The entries below contain a line with "Write a component" and a line with "const sfpPorts = [25, 26, 27, 28];". Quote exactly those two lines and all lines between them.

[Interface markup and scripts]
begin
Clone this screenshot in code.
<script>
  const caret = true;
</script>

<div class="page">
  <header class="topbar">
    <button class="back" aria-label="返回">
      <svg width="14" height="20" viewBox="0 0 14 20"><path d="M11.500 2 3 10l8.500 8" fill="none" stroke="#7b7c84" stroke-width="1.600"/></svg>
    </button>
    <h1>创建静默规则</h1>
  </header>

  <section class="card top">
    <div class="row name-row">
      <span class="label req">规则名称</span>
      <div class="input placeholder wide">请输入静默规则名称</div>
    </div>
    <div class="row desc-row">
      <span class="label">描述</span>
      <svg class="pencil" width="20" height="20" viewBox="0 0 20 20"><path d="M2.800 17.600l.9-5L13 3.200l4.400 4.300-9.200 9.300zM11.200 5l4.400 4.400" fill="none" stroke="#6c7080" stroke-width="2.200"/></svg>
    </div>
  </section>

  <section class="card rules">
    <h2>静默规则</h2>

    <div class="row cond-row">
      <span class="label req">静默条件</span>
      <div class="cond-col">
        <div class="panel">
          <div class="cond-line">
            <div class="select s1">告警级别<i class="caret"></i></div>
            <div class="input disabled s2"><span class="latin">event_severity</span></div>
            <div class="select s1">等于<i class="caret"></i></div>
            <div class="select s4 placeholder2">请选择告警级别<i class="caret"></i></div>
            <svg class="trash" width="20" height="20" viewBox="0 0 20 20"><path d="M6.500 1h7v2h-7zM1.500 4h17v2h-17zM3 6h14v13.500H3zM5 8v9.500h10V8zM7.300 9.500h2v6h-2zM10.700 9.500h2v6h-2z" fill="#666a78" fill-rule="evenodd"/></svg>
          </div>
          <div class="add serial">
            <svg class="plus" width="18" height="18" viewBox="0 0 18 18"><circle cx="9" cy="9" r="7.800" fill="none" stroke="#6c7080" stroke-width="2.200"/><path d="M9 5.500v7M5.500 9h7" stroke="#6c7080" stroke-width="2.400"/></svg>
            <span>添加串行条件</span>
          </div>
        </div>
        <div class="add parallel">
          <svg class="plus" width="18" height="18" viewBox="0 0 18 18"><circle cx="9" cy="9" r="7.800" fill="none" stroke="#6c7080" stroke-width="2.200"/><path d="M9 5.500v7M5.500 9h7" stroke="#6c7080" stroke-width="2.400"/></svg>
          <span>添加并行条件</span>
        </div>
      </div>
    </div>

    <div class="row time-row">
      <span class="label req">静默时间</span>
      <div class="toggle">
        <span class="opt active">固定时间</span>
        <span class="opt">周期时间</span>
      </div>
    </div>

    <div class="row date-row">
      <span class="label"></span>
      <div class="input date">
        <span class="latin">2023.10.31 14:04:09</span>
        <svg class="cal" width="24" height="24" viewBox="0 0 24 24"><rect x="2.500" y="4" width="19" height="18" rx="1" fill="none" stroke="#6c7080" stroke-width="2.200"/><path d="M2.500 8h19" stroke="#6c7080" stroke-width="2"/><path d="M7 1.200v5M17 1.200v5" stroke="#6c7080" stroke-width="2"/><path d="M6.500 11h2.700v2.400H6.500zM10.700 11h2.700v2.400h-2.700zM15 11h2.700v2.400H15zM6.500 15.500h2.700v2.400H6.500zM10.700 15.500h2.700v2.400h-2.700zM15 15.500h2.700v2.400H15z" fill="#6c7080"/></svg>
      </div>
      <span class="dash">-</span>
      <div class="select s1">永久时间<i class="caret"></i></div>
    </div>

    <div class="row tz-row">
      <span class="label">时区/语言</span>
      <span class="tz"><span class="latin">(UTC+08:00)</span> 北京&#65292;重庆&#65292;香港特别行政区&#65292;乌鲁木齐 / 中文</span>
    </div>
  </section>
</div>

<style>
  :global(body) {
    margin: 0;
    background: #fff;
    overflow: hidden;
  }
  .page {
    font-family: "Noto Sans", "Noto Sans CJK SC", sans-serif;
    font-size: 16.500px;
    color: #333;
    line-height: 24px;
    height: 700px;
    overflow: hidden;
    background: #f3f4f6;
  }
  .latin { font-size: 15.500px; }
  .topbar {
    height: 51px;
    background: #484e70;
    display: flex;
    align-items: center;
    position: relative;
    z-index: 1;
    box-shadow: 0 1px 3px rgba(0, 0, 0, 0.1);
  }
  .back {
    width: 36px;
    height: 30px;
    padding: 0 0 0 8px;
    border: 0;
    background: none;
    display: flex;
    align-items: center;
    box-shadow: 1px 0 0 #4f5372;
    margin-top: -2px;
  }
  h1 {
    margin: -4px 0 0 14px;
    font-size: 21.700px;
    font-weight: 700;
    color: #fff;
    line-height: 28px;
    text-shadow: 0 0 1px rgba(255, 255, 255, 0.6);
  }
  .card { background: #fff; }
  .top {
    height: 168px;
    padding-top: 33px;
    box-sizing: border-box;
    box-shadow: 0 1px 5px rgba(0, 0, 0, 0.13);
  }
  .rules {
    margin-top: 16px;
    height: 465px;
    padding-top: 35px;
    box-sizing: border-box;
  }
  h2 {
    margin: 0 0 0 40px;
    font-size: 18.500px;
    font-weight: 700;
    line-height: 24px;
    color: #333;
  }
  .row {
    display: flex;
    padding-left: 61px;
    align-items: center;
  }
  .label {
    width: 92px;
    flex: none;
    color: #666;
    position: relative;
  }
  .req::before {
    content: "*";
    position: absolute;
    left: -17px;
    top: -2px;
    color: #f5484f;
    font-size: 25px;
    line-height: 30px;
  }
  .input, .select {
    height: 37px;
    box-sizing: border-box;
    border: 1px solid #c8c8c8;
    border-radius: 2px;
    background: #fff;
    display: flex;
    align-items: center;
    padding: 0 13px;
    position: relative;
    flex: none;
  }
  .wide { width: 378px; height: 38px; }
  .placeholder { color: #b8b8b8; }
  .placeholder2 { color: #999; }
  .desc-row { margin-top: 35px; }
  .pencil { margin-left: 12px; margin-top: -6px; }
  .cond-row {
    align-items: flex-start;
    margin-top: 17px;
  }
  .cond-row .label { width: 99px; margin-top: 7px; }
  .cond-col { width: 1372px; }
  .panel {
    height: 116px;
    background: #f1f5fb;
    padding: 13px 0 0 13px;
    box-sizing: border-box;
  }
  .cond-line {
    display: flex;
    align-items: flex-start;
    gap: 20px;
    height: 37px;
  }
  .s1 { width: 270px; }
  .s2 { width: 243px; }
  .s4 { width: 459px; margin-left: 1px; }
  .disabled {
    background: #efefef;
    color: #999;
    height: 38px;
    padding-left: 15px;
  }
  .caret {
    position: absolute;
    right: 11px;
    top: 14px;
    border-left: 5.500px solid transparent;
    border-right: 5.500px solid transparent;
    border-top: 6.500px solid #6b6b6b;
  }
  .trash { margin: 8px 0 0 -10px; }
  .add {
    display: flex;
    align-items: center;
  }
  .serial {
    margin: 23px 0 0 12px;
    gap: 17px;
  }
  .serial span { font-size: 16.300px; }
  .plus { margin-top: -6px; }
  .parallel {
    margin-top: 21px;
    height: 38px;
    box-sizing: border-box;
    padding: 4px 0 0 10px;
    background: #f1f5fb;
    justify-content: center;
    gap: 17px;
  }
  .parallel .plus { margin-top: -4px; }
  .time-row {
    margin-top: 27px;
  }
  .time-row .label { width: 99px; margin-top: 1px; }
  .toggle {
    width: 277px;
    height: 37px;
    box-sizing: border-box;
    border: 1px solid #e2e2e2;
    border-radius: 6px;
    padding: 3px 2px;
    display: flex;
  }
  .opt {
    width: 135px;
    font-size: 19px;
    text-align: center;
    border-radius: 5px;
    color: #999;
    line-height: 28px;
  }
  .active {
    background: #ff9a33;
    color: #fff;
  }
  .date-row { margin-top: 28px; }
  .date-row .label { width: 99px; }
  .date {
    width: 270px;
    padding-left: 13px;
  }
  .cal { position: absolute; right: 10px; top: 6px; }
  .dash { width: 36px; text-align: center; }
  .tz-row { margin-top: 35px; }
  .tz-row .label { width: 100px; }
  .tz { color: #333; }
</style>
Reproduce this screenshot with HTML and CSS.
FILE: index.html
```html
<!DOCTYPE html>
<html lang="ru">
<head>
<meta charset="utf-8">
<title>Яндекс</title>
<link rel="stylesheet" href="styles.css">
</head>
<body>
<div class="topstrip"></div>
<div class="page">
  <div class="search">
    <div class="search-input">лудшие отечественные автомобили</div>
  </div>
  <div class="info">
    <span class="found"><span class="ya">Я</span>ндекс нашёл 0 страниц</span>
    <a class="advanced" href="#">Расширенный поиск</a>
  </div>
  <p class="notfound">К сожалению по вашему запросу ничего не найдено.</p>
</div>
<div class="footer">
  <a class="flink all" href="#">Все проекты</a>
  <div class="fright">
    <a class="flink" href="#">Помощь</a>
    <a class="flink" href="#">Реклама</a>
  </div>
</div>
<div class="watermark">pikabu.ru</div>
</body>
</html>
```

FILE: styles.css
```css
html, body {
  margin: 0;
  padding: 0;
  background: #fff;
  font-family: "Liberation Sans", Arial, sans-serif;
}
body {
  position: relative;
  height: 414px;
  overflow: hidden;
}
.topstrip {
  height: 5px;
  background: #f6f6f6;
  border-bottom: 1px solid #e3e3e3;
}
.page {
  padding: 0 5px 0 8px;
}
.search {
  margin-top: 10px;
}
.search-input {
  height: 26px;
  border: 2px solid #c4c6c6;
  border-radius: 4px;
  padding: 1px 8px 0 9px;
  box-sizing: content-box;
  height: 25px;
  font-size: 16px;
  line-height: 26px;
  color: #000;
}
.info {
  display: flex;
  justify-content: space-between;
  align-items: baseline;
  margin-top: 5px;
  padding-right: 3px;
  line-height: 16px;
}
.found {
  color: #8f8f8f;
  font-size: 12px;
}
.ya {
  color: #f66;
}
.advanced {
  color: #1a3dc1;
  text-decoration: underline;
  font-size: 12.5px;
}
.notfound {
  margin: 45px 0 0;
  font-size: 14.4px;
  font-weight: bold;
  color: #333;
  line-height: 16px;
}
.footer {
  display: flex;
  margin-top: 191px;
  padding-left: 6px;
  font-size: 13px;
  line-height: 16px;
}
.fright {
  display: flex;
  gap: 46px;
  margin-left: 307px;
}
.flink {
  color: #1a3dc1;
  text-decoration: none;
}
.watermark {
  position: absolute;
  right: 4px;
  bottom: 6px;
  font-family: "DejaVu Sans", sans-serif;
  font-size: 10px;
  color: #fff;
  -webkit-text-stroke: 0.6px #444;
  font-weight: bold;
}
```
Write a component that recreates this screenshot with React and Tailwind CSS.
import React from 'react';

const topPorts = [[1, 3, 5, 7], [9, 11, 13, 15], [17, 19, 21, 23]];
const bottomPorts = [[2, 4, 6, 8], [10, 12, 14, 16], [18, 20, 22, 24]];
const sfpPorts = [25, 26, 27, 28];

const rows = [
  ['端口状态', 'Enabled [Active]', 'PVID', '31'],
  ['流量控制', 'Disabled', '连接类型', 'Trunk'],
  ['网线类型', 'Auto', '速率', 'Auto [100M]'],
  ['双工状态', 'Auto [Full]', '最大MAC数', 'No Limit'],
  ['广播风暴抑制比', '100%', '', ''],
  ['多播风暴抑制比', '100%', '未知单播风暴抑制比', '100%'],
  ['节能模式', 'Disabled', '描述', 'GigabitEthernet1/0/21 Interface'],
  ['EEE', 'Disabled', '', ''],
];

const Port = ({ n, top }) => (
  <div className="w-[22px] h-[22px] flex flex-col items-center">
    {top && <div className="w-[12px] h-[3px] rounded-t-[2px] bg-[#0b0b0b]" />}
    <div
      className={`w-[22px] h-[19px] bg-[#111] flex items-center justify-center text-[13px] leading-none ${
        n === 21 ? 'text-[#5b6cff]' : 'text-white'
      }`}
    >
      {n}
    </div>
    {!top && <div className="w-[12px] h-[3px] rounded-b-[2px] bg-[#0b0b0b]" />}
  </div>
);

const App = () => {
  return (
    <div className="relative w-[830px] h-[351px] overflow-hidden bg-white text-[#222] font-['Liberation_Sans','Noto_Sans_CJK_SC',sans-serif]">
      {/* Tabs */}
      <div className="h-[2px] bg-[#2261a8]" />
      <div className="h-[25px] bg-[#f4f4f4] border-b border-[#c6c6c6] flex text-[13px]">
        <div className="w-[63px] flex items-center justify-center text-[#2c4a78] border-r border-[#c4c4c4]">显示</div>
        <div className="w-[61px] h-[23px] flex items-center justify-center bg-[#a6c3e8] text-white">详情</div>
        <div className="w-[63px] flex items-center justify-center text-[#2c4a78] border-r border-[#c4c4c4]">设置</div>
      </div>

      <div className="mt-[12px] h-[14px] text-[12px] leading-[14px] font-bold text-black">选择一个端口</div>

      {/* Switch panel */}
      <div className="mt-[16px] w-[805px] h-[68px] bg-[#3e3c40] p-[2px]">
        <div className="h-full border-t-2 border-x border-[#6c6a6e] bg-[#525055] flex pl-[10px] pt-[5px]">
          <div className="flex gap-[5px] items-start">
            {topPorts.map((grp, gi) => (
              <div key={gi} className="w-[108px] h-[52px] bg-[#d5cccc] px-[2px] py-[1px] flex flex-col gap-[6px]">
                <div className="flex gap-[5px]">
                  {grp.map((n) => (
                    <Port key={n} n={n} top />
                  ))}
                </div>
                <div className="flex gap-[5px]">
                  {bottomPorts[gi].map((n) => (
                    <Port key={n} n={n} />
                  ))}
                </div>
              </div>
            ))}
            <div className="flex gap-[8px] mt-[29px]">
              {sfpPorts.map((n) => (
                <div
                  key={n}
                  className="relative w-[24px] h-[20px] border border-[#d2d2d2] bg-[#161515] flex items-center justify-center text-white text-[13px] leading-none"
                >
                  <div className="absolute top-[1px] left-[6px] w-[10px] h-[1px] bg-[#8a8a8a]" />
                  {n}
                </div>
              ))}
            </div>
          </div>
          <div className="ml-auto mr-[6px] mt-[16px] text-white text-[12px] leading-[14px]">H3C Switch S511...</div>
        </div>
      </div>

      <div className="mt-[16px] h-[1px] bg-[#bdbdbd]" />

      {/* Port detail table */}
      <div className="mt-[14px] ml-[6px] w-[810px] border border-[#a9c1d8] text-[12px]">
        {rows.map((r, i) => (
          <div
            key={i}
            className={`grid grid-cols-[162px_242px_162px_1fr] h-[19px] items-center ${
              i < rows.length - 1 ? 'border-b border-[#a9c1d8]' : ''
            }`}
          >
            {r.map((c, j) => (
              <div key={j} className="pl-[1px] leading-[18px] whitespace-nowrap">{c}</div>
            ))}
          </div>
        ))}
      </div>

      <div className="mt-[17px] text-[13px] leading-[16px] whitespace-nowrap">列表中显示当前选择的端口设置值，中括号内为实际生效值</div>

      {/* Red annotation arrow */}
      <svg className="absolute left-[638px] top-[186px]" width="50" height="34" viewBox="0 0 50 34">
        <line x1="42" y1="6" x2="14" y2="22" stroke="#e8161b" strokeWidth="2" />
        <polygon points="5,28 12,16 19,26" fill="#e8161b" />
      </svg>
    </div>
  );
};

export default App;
end
● TASK RESULT
Write a component that recreates this screenshot with React and Tailwind CSS.
import React from 'react';

const topPorts = [[1, 3, 5, 7], [9, 11, 13, 15], [17, 19, 21, 23]];
const bottomPorts = [[2, 4, 6, 8], [10, 12, 14, 16], [18, 20, 22, 24]];
const sfpPorts = [25, 26, 27, 28];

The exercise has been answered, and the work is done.